Write out the data below exactly as given, without any of its pictures.

<<<<

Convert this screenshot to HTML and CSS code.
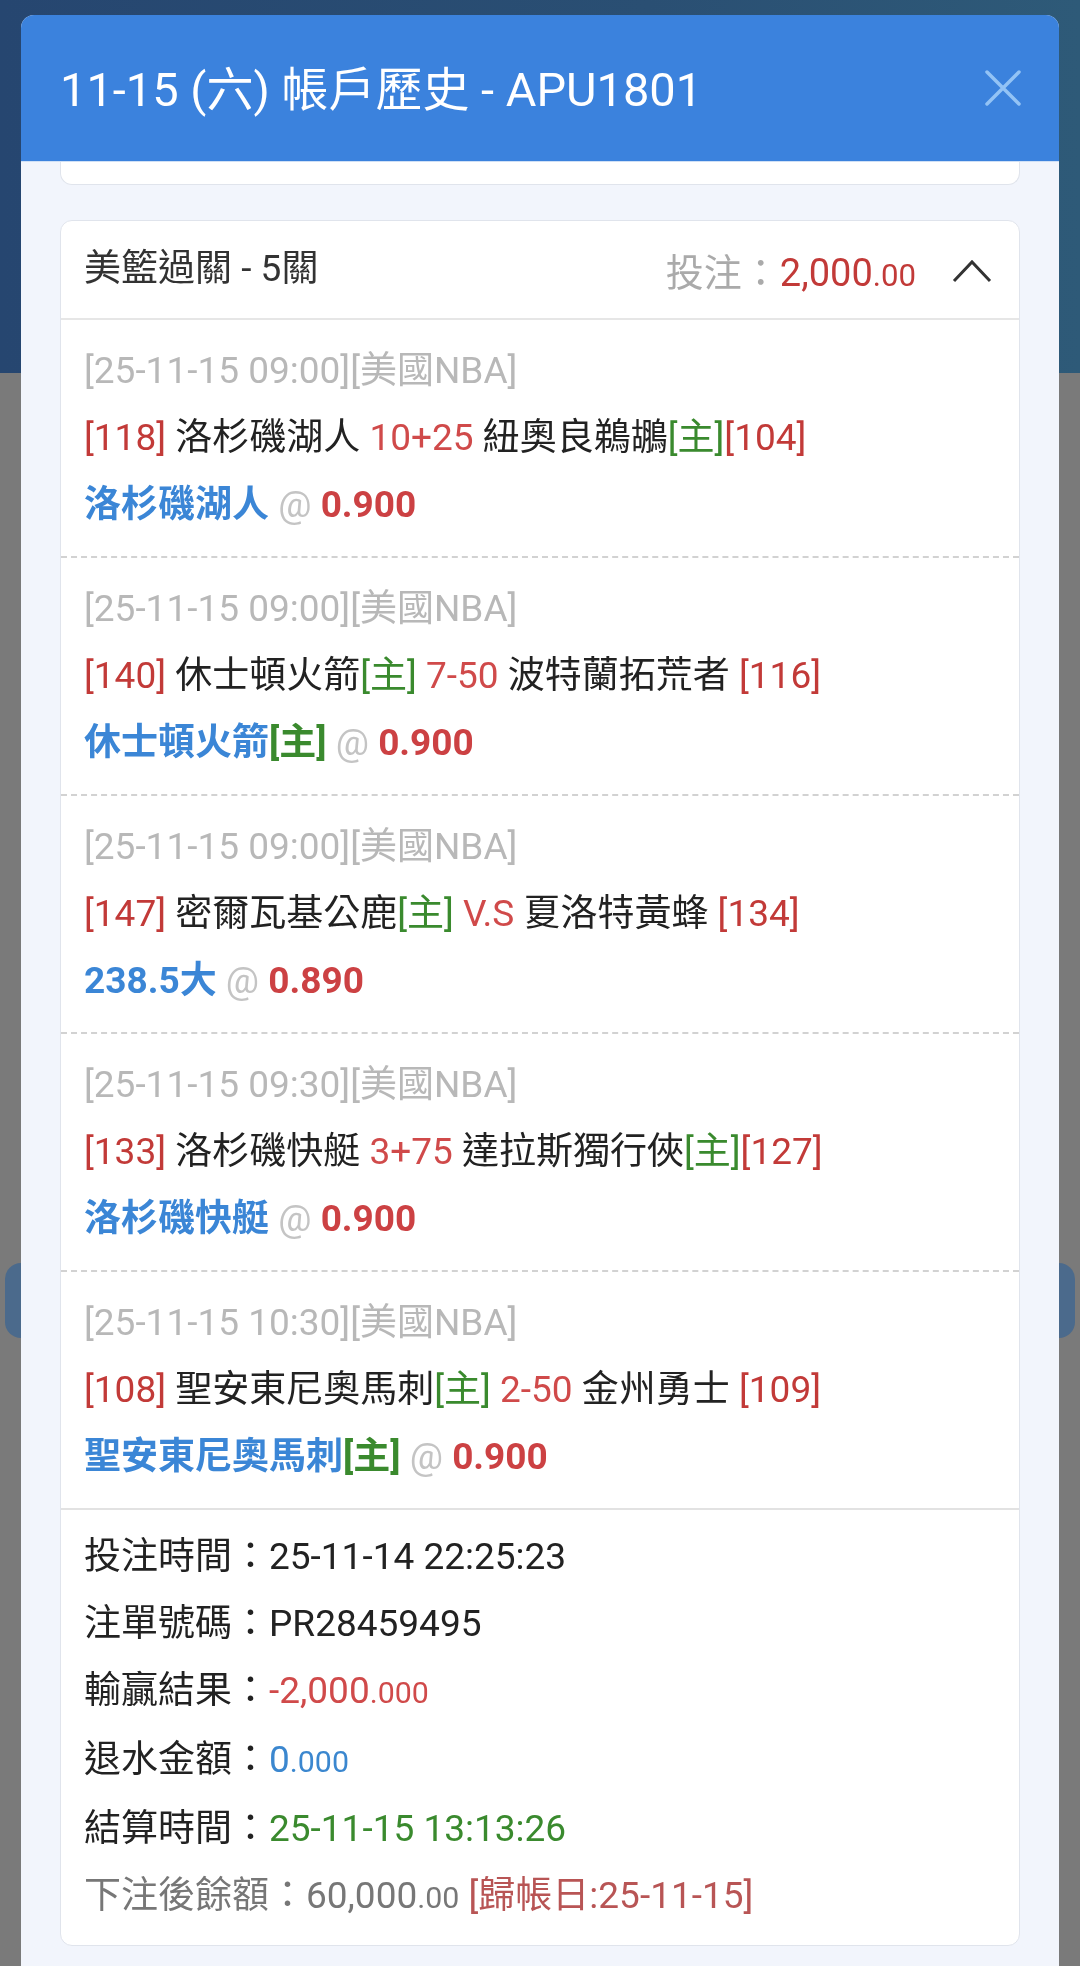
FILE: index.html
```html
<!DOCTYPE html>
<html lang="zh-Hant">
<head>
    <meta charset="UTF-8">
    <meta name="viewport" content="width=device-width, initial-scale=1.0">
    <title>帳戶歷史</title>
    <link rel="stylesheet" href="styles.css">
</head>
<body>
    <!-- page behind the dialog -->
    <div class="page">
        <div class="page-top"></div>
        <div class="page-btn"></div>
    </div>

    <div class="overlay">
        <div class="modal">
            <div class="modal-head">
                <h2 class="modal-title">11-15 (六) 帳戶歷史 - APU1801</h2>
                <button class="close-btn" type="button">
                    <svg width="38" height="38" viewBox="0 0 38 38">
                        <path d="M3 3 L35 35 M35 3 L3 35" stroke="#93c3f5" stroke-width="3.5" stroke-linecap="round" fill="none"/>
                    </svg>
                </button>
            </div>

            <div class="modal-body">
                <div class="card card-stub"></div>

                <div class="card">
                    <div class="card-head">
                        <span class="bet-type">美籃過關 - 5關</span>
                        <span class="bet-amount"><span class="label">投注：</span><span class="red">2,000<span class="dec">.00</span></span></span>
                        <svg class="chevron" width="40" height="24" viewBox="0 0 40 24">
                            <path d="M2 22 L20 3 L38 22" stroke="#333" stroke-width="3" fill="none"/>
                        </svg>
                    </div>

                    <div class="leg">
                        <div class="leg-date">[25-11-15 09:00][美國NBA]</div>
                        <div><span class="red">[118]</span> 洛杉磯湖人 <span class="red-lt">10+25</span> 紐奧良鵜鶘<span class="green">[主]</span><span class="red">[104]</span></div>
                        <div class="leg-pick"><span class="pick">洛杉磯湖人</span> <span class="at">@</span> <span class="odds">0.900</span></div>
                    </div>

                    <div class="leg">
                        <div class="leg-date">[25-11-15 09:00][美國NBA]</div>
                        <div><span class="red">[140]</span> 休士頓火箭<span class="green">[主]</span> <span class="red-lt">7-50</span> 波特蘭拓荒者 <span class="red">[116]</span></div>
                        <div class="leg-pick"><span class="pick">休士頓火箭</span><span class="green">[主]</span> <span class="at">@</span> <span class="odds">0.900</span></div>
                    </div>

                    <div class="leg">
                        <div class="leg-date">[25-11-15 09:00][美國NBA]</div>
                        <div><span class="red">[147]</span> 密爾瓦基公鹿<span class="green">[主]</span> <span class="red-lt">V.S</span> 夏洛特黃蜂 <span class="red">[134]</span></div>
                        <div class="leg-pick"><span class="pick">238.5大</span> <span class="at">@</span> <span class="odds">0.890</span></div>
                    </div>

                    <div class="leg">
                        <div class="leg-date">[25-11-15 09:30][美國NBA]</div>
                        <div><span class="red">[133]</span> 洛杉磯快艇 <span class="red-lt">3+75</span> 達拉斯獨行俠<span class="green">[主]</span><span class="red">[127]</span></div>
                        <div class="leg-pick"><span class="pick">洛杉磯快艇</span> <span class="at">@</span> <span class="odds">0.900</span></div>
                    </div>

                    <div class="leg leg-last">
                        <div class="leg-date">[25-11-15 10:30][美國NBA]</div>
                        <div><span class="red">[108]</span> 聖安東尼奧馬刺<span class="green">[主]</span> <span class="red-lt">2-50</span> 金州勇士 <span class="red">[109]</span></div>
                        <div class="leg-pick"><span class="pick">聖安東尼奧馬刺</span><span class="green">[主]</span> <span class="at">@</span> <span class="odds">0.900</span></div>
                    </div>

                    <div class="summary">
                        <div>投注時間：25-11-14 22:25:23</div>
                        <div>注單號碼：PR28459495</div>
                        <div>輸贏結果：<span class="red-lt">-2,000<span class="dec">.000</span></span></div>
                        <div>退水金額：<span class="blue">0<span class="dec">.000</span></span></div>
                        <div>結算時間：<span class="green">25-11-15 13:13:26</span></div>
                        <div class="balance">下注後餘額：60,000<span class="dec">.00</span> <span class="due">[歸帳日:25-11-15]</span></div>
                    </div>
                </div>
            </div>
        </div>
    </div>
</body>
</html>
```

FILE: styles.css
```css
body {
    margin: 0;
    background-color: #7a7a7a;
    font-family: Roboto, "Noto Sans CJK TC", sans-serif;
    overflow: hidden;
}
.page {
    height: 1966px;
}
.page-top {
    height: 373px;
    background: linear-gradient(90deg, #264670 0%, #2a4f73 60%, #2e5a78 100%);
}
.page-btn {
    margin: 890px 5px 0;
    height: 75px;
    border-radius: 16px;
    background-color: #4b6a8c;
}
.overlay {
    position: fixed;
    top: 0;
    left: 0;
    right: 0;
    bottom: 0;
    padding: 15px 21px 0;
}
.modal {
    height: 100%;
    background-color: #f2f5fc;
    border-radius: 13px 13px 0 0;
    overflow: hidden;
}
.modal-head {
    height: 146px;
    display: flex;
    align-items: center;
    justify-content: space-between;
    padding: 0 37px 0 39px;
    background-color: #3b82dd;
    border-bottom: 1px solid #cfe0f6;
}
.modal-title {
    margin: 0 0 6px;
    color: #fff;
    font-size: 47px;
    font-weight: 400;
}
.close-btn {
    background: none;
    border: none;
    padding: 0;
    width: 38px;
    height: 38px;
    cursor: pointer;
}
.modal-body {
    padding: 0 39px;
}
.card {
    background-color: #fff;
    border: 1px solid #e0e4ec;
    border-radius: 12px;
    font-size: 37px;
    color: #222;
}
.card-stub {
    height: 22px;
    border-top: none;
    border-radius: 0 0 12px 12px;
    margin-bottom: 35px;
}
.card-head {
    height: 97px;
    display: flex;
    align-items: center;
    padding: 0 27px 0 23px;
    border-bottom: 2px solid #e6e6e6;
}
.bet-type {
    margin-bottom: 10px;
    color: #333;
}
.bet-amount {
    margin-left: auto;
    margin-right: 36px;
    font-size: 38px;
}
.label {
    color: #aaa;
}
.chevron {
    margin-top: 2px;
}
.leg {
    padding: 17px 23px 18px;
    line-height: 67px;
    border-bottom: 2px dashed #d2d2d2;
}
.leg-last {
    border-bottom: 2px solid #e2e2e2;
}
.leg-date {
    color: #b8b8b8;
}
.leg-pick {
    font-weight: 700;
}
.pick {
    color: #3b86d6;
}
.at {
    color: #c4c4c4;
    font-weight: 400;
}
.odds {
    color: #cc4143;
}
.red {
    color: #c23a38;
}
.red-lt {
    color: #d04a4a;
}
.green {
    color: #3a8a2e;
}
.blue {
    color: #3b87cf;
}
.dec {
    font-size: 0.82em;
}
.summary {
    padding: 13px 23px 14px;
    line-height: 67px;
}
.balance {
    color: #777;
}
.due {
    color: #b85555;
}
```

>>>>

◆ Correct response
Convert this screenshot to HTML and CSS code.
FILE: index.html
```html
<!DOCTYPE html>
<html lang="zh-Hant">
<head>
    <meta charset="UTF-8">
    <meta name="viewport" content="width=device-width, initial-scale=1.0">
    <title>帳戶歷史</title>
    <link rel="stylesheet" href="styles.css">
</head>
<body>
    <!-- page behind the dialog -->
    <div class="page">
        <div class="page-top"></div>
        <div class="page-btn"></div>
    </div>

    <div class="overlay">
        <div class="modal">
            <div class="modal-head">
                <h2 class="modal-title">11-15 (六) 帳戶歷史 - APU1801</h2>
                <button class="close-btn" type="button">
                    <svg width="38" height="38" viewBox="0 0 38 38">
                        <path d="M3 3 L35 35 M35 3 L3 35" stroke="#93c3f5" stroke-width="3.5" stroke-linecap="round" fill="none"/>
                    </svg>
                </button>
            </div>

            <div class="modal-body">
                <div class="card card-stub"></div>

                <div class="card">
                    <div class="card-head">
                        <span class="bet-type">美籃過關 - 5關</span>
                        <span class="bet-amount"><span class="label">投注：</span><span class="red">2,000<span class="dec">.00</span></span></span>
                        <svg class="chevron" width="40" height="24" viewBox="0 0 40 24">
                            <path d="M2 22 L20 3 L38 22" stroke="#333" stroke-width="3" fill="none"/>
                        </svg>
                    </div>

                    <div class="leg">
                        <div class="leg-date">[25-11-15 09:00][美國NBA]</div>
                        <div><span class="red">[118]</span> 洛杉磯湖人 <span class="red-lt">10+25</span> 紐奧良鵜鶘<span class="green">[主]</span><span class="red">[104]</span></div>
                        <div class="leg-pick"><span class="pick">洛杉磯湖人</span> <span class="at">@</span> <span class="odds">0.900</span></div>
                    </div>

                    <div class="leg">
                        <div class="leg-date">[25-11-15 09:00][美國NBA]</div>
                        <div><span class="red">[140]</span> 休士頓火箭<span class="green">[主]</span> <span class="red-lt">7-50</span> 波特蘭拓荒者 <span class="red">[116]</span></div>
                        <div class="leg-pick"><span class="pick">休士頓火箭</span><span class="green">[主]</span> <span class="at">@</span> <span class="odds">0.900</span></div>
                    </div>

                    <div class="leg">
                        <div class="leg-date">[25-11-15 09:00][美國NBA]</div>
                        <div><span class="red">[147]</span> 密爾瓦基公鹿<span class="green">[主]</span> <span class="red-lt">V.S</span> 夏洛特黃蜂 <span class="red">[134]</span></div>
                        <div class="leg-pick"><span class="pick">238.5大</span> <span class="at">@</span> <span class="odds">0.890</span></div>
                    </div>

                    <div class="leg">
                        <div class="leg-date">[25-11-15 09:30][美國NBA]</div>
                        <div><span class="red">[133]</span> 洛杉磯快艇 <span class="red-lt">3+75</span> 達拉斯獨行俠<span class="green">[主]</span><span class="red">[127]</span></div>
                        <div class="leg-pick"><span class="pick">洛杉磯快艇</span> <span class="at">@</span> <span class="odds">0.900</span></div>
                    </div>

                    <div class="leg leg-last">
                        <div class="leg-date">[25-11-15 10:30][美國NBA]</div>
                        <div><span class="red">[108]</span> 聖安東尼奧馬刺<span class="green">[主]</span> <span class="red-lt">2-50</span> 金州勇士 <span class="red">[109]</span></div>
                        <div class="leg-pick"><span class="pick">聖安東尼奧馬刺</span><span class="green">[主]</span> <span class="at">@</span> <span class="odds">0.900</span></div>
                    </div>

                    <div class="summary">
                        <div>投注時間：25-11-14 22:25:23</div>
                        <div>注單號碼：PR28459495</div>
                        <div>輸贏結果：<span class="red-lt">-2,000<span class="dec">.000</span></span></div>
                        <div>退水金額：<span class="blue">0<span class="dec">.000</span></span></div>
                        <div>結算時間：<span class="green">25-11-15 13:13:26</span></div>
                        <div class="balance">下注後餘額：60,000<span class="dec">.00</span> <span class="due">[歸帳日:25-11-15]</span></div>
                    </div>
                </div>
            </div>
        </div>
    </div>
</body>
</html>
```

FILE: styles.css
```css
body {
    margin: 0;
    background-color: #7a7a7a;
    font-family: Roboto, "Noto Sans CJK TC", sans-serif;
    overflow: hidden;
}
.page {
    height: 1966px;
}
.page-top {
    height: 373px;
    background: linear-gradient(90deg, #264670 0%, #2a4f73 60%, #2e5a78 100%);
}
.page-btn {
    margin: 890px 5px 0;
    height: 75px;
    border-radius: 16px;
    background-color: #4b6a8c;
}
.overlay {
    position: fixed;
    top: 0;
    left: 0;
    right: 0;
    bottom: 0;
    padding: 15px 21px 0;
}
.modal {
    height: 100%;
    background-color: #f2f5fc;
    border-radius: 13px 13px 0 0;
    overflow: hidden;
}
.modal-head {
    height: 146px;
    display: flex;
    align-items: center;
    justify-content: space-between;
    padding: 0 37px 0 39px;
    background-color: #3b82dd;
    border-bottom: 1px solid #cfe0f6;
}
.modal-title {
    margin: 0 0 6px;
    color: #fff;
    font-size: 47px;
    font-weight: 400;
}
.close-btn {
    background: none;
    border: none;
    padding: 0;
    width: 38px;
    height: 38px;
    cursor: pointer;
}
.modal-body {
    padding: 0 39px;
}
.card {
    background-color: #fff;
    border: 1px solid #e0e4ec;
    border-radius: 12px;
    font-size: 37px;
    color: #222;
}
.card-stub {
    height: 22px;
    border-top: none;
    border-radius: 0 0 12px 12px;
    margin-bottom: 35px;
}
.card-head {
    height: 97px;
    display: flex;
    align-items: center;
    padding: 0 27px 0 23px;
    border-bottom: 2px solid #e6e6e6;
}
.bet-type {
    margin-bottom: 10px;
    color: #333;
}
.bet-amount {
    margin-left: auto;
    margin-right: 36px;
    font-size: 38px;
}
.label {
    color: #aaa;
}
.chevron {
    margin-top: 2px;
}
.leg {
    padding: 17px 23px 18px;
    line-height: 67px;
    border-bottom: 2px dashed #d2d2d2;
}
.leg-last {
    border-bottom: 2px solid #e2e2e2;
}
.leg-date {
    color: #b8b8b8;
}
.leg-pick {
    font-weight: 700;
}
.pick {
    color: #3b86d6;
}
.at {
    color: #c4c4c4;
    font-weight: 400;
}
.odds {
    color: #cc4143;
}
.red {
    color: #c23a38;
}
.red-lt {
    color: #d04a4a;
}
.green {
    color: #3a8a2e;
}
.blue {
    color: #3b87cf;
}
.dec {
    font-size: 0.82em;
}
.summary {
    padding: 13px 23px 14px;
    line-height: 67px;
}
.balance {
    color: #777;
}
.due {
    color: #b85555;
}
```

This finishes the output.